-- start Excerpted data --

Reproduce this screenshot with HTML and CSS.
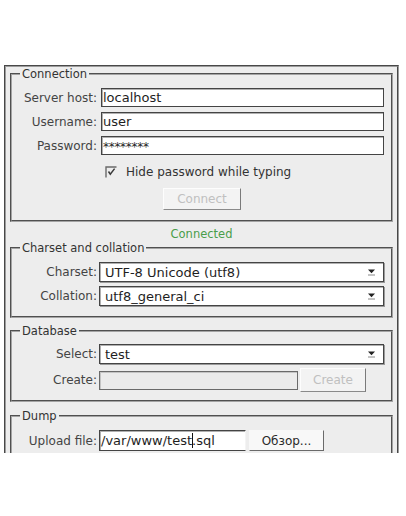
FILE: index.html
```html
<!DOCTYPE html>
<html>
<head>
<meta charset="utf-8">
<title>Connection</title>
<link rel="stylesheet" href="styles.css">
</head>
<body>
<div class="clip">
  <div class="panel">
    <fieldset class="group">
      <legend>Connection</legend>
      <div class="form">
        <span class="lbl">Server host:</span><div class="field">localhost</div>
        <span class="lbl">Username:</span><div class="field">user</div>
        <span class="lbl">Password:</span><div class="field pass">********</div>
        <div class="check-row">
          <svg class="check" width="12" height="12" viewBox="0 0 12 12"><path d="M1 11.5V1H11.5" fill="none" stroke="#6a6a6a" stroke-width="1.4"/><path d="M3.5 5.5L5.3 8.2L9.6 2.6" fill="none" stroke="#3a3a3a" stroke-width="1.5"/></svg>
          <span class="check-text">Hide password while typing</span>
        </div>
      </div>
      <div class="btn-row"><button class="btn btn-off btn-connect" disabled>Connect</button></div>
    </fieldset>

    <div class="status">Connected</div>

    <fieldset class="group">
      <legend>Charset and collation</legend>
      <div class="form form-tight">
        <span class="lbl">Charset:</span>
        <div class="select"><span>UTF-8 Unicode (utf8)</span><svg class="arrow" width="9" height="8" viewBox="0 0 9 8"><path d="M1 1.5H8L4.5 5.2Z" fill="#222"/><path d="M1 7H8" stroke="#888" stroke-width="1"/></svg></div>
        <span class="lbl">Collation:</span>
        <div class="select"><span>utf8_general_ci</span><svg class="arrow" width="9" height="8" viewBox="0 0 9 8"><path d="M1 1.5H8L4.5 5.2Z" fill="#222"/><path d="M1 7H8" stroke="#888" stroke-width="1"/></svg></div>
      </div>
    </fieldset>

    <fieldset class="group group-gap group-db">
      <legend>Database</legend>
      <div class="form form-tight">
        <span class="lbl">Select:</span>
        <div class="select"><span>test</span><svg class="arrow" width="9" height="8" viewBox="0 0 9 8"><path d="M1 1.5H8L4.5 5.2Z" fill="#222"/><path d="M1 7H8" stroke="#888" stroke-width="1"/></svg></div>
        <span class="lbl">Create:</span>
        <div class="ctl-row">
          <div class="field field-off field-create"></div>
          <button class="btn btn-off btn-create" disabled>Create</button>
        </div>
      </div>
    </fieldset>

    <fieldset class="group group-gap group-dump">
      <legend>Dump</legend>
      <div class="form form-tight">
        <span class="lbl">Upload file:</span>
        <div class="ctl-row ctl-row-upload">
          <div class="field field-upload">/var/www/test<span class="caret"></span>.sql</div>
          <button class="btn btn-browse">Обзор...</button>
        </div>
      </div>
    </fieldset>
  </div>
</div>
</body>
</html>
```

FILE: styles.css
```css
* {
  box-sizing: border-box;
}

body {
  margin: 0;
  background: #ffffff;
  font-family: "DejaVu Sans", "Liberation Sans", sans-serif;
}

.clip {
  height: 453px;
  overflow: hidden;
}

.panel {
  margin: 65px 0 0 4px;
  width: 395px;
  background: #ededed;
  border: 2px groove #9c9c9c;
  padding: 0 4px 20px;
}

.group {
  margin: 0;
  min-width: 0;
  border: 2px groove #a4a4a4;
  padding: 7px 7px 10px 8px;
}

.group-gap {
  margin-top: 6px;
}

.group-db {
  padding-top: 6px;
  padding-bottom: 8px;
}

.group-dump {
  margin-top: 7px;
}

legend {
  padding: 0 2px;
  font-size: 11.5px;
  line-height: 14px;
  color: #333;
}

.form {
  display: grid;
  grid-template-columns: 77px 1fr;
  column-gap: 4px;
  row-gap: 5px;
  align-items: center;
}

.form-tight {
  column-gap: 2px;
  row-gap: 4px;
}

.lbl {
  font-size: 12px;
  color: #444;
  text-align: right;
  white-space: nowrap;
}

.field {
  height: 19px;
  background: #fff;
  border: 1px solid #444;
  box-shadow: inset 1px 1px 0 #b0b0b0;
  font-size: 13px;
  line-height: 17px;
  padding: 0 1px;
  color: #1e1e1e;
  white-space: nowrap;
  overflow: hidden;
}

.pass {
  font-size: 12px;
  line-height: 21px;
  letter-spacing: -0.3px;
}

.field-off {
  background: #ebebeb;
  border-color: #6a6a6a;
  box-shadow: inset 1px 1px 0 #c4c4c4;
}

.field-create {
  width: 199px;
}

.field-upload {
  width: 147px;
  height: 21px;
  line-height: 19px;
  border-right-color: #f4f4f4;
}

.caret {
  display: inline-block;
  width: 1px;
  height: 15px;
  background: #111;
  vertical-align: -3px;
  margin-right: -1px;
}

.check-row {
  grid-column: 2;
  display: flex;
  align-items: center;
  height: 18px;
  margin-top: 3px;
  padding-left: 4px;
  gap: 9px;
}

.check {
  flex: none;
}

.check-text {
  font-size: 12px;
  color: #333;
}

.btn-row {
  display: flex;
  justify-content: center;
  margin-top: 7px;
}

.btn {
  font-family: "DejaVu Sans", "Liberation Sans", sans-serif;
  font-size: 12px;
  padding: 0;
  margin: 0;
  background: #f3f3f3;
  border: 1px solid;
  border-color: #fdfdfd #7a7a7a #8a8a8a #fdfdfd;
  color: #333;
}

.btn-off {
  color: #c0c0c0;
}

.btn-connect {
  width: 78px;
  height: 22px;
}

.btn-create {
  width: 66px;
  height: 24px;
}

.btn-browse {
  width: 75px;
  height: 21px;
  background: #f8f8f8;
  border-color: #f8f8f8 #6a6a6a #6a6a6a #f8f8f8;
  color: #2a2a2a;
}

.ctl-row {
  display: flex;
  align-items: center;
  gap: 2px;
}

.ctl-row-upload {
  gap: 3px;
}

.select {
  display: flex;
  align-items: center;
  justify-content: space-between;
  height: 20px;
  background: #fff;
  border: 1px solid #444;
  box-shadow: inset 1px 1px 0 #b0b0b0, 1px 1px 0 #9a9a9a;
  padding: 0 7px 0 5px;
  font-size: 13px;
  color: #1e1e1e;
  white-space: nowrap;
}

.arrow {
  flex: none;
}

.status {
  margin-top: 5px;
  height: 14px;
  line-height: 14px;
  font-size: 11.5px;
  color: #4a9d4a;
  text-align: center;
}
```
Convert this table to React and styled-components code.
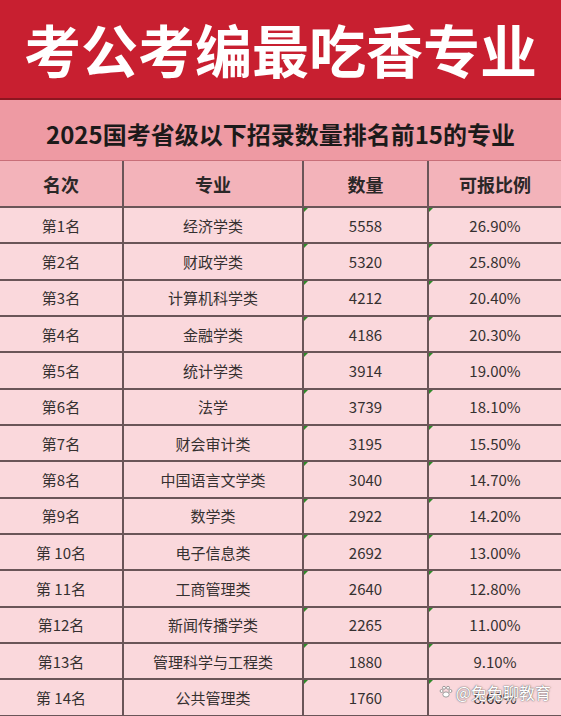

-- end Excerpted data --

» **Set task**: Reproduce all the records verbatim, excluding images.

» **Response to the task**:
Reproduce this screenshot with HTML and CSS.
FILE: index.html
```html
<!DOCTYPE html>
<html>
<head>
<meta charset="utf-8">
<title>Connection</title>
<link rel="stylesheet" href="styles.css">
</head>
<body>
<div class="clip">
  <div class="panel">
    <fieldset class="group">
      <legend>Connection</legend>
      <div class="form">
        <span class="lbl">Server host:</span><div class="field">localhost</div>
        <span class="lbl">Username:</span><div class="field">user</div>
        <span class="lbl">Password:</span><div class="field pass">********</div>
        <div class="check-row">
          <svg class="check" width="12" height="12" viewBox="0 0 12 12"><path d="M1 11.5V1H11.5" fill="none" stroke="#6a6a6a" stroke-width="1.4"/><path d="M3.5 5.5L5.3 8.2L9.6 2.6" fill="none" stroke="#3a3a3a" stroke-width="1.5"/></svg>
          <span class="check-text">Hide password while typing</span>
        </div>
      </div>
      <div class="btn-row"><button class="btn btn-off btn-connect" disabled>Connect</button></div>
    </fieldset>

    <div class="status">Connected</div>

    <fieldset class="group">
      <legend>Charset and collation</legend>
      <div class="form form-tight">
        <span class="lbl">Charset:</span>
        <div class="select"><span>UTF-8 Unicode (utf8)</span><svg class="arrow" width="9" height="8" viewBox="0 0 9 8"><path d="M1 1.5H8L4.5 5.2Z" fill="#222"/><path d="M1 7H8" stroke="#888" stroke-width="1"/></svg></div>
        <span class="lbl">Collation:</span>
        <div class="select"><span>utf8_general_ci</span><svg class="arrow" width="9" height="8" viewBox="0 0 9 8"><path d="M1 1.5H8L4.5 5.2Z" fill="#222"/><path d="M1 7H8" stroke="#888" stroke-width="1"/></svg></div>
      </div>
    </fieldset>

    <fieldset class="group group-gap group-db">
      <legend>Database</legend>
      <div class="form form-tight">
        <span class="lbl">Select:</span>
        <div class="select"><span>test</span><svg class="arrow" width="9" height="8" viewBox="0 0 9 8"><path d="M1 1.5H8L4.5 5.2Z" fill="#222"/><path d="M1 7H8" stroke="#888" stroke-width="1"/></svg></div>
        <span class="lbl">Create:</span>
        <div class="ctl-row">
          <div class="field field-off field-create"></div>
          <button class="btn btn-off btn-create" disabled>Create</button>
        </div>
      </div>
    </fieldset>

    <fieldset class="group group-gap group-dump">
      <legend>Dump</legend>
      <div class="form form-tight">
        <span class="lbl">Upload file:</span>
        <div class="ctl-row ctl-row-upload">
          <div class="field field-upload">/var/www/test<span class="caret"></span>.sql</div>
          <button class="btn btn-browse">Обзор...</button>
        </div>
      </div>
    </fieldset>
  </div>
</div>
</body>
</html>
```

FILE: styles.css
```css
* {
  box-sizing: border-box;
}

body {
  margin: 0;
  background: #ffffff;
  font-family: "DejaVu Sans", "Liberation Sans", sans-serif;
}

.clip {
  height: 453px;
  overflow: hidden;
}

.panel {
  margin: 65px 0 0 4px;
  width: 395px;
  background: #ededed;
  border: 2px groove #9c9c9c;
  padding: 0 4px 20px;
}

.group {
  margin: 0;
  min-width: 0;
  border: 2px groove #a4a4a4;
  padding: 7px 7px 10px 8px;
}

.group-gap {
  margin-top: 6px;
}

.group-db {
  padding-top: 6px;
  padding-bottom: 8px;
}

.group-dump {
  margin-top: 7px;
}

legend {
  padding: 0 2px;
  font-size: 11.5px;
  line-height: 14px;
  color: #333;
}

.form {
  display: grid;
  grid-template-columns: 77px 1fr;
  column-gap: 4px;
  row-gap: 5px;
  align-items: center;
}

.form-tight {
  column-gap: 2px;
  row-gap: 4px;
}

.lbl {
  font-size: 12px;
  color: #444;
  text-align: right;
  white-space: nowrap;
}

.field {
  height: 19px;
  background: #fff;
  border: 1px solid #444;
  box-shadow: inset 1px 1px 0 #b0b0b0;
  font-size: 13px;
  line-height: 17px;
  padding: 0 1px;
  color: #1e1e1e;
  white-space: nowrap;
  overflow: hidden;
}

.pass {
  font-size: 12px;
  line-height: 21px;
  letter-spacing: -0.3px;
}

.field-off {
  background: #ebebeb;
  border-color: #6a6a6a;
  box-shadow: inset 1px 1px 0 #c4c4c4;
}

.field-create {
  width: 199px;
}

.field-upload {
  width: 147px;
  height: 21px;
  line-height: 19px;
  border-right-color: #f4f4f4;
}

.caret {
  display: inline-block;
  width: 1px;
  height: 15px;
  background: #111;
  vertical-align: -3px;
  margin-right: -1px;
}

.check-row {
  grid-column: 2;
  display: flex;
  align-items: center;
  height: 18px;
  margin-top: 3px;
  padding-left: 4px;
  gap: 9px;
}

.check {
  flex: none;
}

.check-text {
  font-size: 12px;
  color: #333;
}

.btn-row {
  display: flex;
  justify-content: center;
  margin-top: 7px;
}

.btn {
  font-family: "DejaVu Sans", "Liberation Sans", sans-serif;
  font-size: 12px;
  padding: 0;
  margin: 0;
  background: #f3f3f3;
  border: 1px solid;
  border-color: #fdfdfd #7a7a7a #8a8a8a #fdfdfd;
  color: #333;
}

.btn-off {
  color: #c0c0c0;
}

.btn-connect {
  width: 78px;
  height: 22px;
}

.btn-create {
  width: 66px;
  height: 24px;
}

.btn-browse {
  width: 75px;
  height: 21px;
  background: #f8f8f8;
  border-color: #f8f8f8 #6a6a6a #6a6a6a #f8f8f8;
  color: #2a2a2a;
}

.ctl-row {
  display: flex;
  align-items: center;
  gap: 2px;
}

.ctl-row-upload {
  gap: 3px;
}

.select {
  display: flex;
  align-items: center;
  justify-content: space-between;
  height: 20px;
  background: #fff;
  border: 1px solid #444;
  box-shadow: inset 1px 1px 0 #b0b0b0, 1px 1px 0 #9a9a9a;
  padding: 0 7px 0 5px;
  font-size: 13px;
  color: #1e1e1e;
  white-space: nowrap;
}

.arrow {
  flex: none;
}

.status {
  margin-top: 5px;
  height: 14px;
  line-height: 14px;
  font-size: 11.5px;
  color: #4a9d4a;
  text-align: center;
}
```
Convert this table to React and styled-components code.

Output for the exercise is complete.